You’re still here, but I find my mindless devotion faltering. Sometimes I miss you, but more often than not I forget you ever existed. Structured life is a faint memory. I wake up because sunlight seeps through my blinds, not because your blaring presence interrupts my fantastical dreams. I do not look for you, not on my phone, not on my wrist, not on my oven. You are not only distant; you are surreal.

Putting it frankly, you’re simply a thing of the past. I know this may be hard for you to comprehend, given that you once determined the past and future, but you’re surely not relevant in the present. You have no control over me. Aside from an optional Zoom appointment, I do not need to consider your digital message.

To fill your absence in my mind, I now worship the Sun, as the Incas did way-back-when. I admire her in lofted beauty, waiting for her to rise and fall so I can do the same. When she sinks below the ground, my mood dampens.

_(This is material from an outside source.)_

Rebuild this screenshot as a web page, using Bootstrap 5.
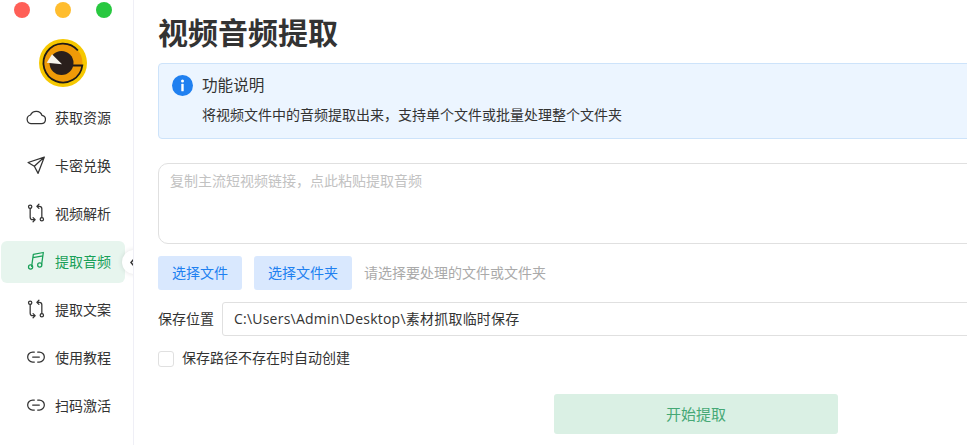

You, Mr. Time, restricted me into institutionalized confinement. It may seem like I am restricted by the new laws, but with the sun, I am free.

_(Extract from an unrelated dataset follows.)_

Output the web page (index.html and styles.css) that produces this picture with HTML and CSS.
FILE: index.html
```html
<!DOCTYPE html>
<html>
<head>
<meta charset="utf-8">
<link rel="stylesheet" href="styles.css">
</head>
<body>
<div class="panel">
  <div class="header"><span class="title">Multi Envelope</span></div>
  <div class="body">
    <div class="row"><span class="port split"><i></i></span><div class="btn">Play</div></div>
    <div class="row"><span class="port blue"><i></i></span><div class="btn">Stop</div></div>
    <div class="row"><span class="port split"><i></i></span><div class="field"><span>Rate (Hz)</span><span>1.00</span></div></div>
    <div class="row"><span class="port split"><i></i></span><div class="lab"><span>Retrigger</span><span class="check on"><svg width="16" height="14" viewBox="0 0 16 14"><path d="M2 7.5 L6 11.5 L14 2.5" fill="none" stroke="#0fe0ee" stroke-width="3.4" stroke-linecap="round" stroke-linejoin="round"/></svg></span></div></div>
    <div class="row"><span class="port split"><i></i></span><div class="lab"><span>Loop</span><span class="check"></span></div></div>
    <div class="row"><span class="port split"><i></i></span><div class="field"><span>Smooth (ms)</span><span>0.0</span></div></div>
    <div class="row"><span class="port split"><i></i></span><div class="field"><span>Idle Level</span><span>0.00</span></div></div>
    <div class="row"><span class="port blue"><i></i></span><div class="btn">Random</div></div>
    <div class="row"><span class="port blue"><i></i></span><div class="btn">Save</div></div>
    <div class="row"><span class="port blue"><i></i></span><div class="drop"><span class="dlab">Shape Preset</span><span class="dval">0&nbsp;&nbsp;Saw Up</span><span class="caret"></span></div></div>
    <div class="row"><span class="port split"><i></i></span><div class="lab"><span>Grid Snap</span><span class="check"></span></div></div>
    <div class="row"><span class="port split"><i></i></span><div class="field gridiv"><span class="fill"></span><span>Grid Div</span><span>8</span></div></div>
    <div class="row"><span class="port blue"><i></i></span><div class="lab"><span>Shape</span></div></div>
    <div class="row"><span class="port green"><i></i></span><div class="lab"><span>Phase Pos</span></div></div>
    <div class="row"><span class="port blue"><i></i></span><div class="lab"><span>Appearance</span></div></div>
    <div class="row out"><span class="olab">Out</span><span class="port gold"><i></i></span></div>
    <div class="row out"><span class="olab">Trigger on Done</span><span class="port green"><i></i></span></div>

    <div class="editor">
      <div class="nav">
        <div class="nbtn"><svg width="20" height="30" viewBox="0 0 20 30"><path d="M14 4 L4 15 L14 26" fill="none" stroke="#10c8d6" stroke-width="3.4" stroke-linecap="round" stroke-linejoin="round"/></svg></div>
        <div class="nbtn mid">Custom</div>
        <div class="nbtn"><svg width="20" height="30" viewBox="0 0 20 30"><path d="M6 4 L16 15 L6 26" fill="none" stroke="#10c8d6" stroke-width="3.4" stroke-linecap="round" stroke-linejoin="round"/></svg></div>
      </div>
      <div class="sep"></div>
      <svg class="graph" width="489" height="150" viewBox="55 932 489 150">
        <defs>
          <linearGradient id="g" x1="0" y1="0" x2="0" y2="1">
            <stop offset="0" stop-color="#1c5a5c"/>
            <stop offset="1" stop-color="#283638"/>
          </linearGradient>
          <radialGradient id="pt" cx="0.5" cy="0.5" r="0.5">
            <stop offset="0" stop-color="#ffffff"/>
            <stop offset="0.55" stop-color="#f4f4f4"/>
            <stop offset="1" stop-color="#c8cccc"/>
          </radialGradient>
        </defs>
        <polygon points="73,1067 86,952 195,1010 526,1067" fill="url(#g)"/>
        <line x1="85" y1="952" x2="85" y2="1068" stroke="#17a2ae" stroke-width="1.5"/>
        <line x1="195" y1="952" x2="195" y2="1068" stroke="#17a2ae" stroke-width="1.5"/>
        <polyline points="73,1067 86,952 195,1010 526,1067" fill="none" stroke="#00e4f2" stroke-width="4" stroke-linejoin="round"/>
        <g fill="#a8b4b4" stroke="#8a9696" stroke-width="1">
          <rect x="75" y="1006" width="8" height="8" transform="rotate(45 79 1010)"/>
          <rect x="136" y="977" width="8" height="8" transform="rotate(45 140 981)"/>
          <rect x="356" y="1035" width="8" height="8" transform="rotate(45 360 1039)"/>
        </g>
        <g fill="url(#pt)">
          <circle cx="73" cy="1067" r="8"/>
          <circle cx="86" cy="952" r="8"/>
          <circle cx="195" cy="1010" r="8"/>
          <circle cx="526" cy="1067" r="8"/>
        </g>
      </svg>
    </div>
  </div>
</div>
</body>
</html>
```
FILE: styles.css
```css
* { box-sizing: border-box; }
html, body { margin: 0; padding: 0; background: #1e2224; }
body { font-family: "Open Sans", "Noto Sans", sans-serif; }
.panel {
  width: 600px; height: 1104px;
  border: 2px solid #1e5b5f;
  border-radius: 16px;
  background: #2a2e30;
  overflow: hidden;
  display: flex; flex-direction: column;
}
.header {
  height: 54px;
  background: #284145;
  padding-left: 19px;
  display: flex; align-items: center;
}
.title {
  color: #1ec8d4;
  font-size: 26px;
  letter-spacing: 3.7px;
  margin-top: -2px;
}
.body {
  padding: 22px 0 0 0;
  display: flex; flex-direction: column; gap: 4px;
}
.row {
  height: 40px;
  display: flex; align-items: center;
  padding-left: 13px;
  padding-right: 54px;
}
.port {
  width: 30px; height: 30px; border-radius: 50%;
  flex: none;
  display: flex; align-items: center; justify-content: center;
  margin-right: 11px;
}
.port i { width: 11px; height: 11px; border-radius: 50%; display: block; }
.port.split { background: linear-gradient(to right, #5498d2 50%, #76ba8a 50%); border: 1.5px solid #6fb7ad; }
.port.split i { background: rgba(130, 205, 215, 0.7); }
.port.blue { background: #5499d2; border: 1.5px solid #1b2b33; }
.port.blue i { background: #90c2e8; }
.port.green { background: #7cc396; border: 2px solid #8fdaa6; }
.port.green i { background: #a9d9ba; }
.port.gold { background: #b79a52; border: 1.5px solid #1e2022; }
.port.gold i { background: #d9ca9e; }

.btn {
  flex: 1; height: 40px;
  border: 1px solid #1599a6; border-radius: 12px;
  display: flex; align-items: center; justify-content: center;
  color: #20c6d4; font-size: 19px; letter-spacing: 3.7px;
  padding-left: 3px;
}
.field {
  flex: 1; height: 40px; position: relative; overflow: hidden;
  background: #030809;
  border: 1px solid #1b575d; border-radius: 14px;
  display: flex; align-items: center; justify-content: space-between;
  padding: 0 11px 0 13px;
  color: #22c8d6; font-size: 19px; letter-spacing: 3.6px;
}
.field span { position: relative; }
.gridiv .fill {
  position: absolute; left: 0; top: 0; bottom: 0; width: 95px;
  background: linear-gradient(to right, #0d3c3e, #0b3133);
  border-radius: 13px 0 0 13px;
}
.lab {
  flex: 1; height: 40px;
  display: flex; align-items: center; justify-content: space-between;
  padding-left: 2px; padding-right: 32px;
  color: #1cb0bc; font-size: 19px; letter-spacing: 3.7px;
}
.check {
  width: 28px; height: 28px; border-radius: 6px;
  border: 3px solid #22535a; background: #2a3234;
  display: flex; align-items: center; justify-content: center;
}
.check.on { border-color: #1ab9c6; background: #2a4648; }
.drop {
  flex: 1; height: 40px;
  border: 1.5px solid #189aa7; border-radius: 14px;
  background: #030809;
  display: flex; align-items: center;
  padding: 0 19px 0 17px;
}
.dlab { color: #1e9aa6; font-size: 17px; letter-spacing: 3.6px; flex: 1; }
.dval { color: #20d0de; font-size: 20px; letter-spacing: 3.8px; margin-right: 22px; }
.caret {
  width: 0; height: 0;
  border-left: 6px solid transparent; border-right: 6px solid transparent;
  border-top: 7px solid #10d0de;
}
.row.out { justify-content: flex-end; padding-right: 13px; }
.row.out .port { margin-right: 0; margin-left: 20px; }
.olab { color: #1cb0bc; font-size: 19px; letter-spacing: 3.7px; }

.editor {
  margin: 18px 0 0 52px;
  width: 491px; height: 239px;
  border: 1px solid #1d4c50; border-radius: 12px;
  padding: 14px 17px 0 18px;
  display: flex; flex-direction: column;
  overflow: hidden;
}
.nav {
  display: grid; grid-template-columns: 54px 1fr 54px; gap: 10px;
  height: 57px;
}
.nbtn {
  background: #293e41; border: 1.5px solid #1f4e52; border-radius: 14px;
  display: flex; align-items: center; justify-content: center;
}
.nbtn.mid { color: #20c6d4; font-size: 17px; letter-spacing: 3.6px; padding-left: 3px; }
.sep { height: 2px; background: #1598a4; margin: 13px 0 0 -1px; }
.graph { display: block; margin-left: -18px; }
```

Furthermore, I’ve learned to worship my meals. They motivate me to finish my tasks before I am rewarded with the heavenly gift of food. Specifically carbs. Do you know what used to motivate me? The deadlines you imposed so inconsiderately. As if I couldn’t manage on my own. But with food, the deadline is edible goodness. And it’s lenient because food understands that a strict deadline results in more stress than self-determination.

I hope you are not offended, because it’s not you. But it’s also not me. In this situation, you are irrelevant. Without places to be or people to see you have no hold over me. For the time being, I hope that you understand my perspective and applaud my liberation from your structured schedule. Free from you, I am a better woman.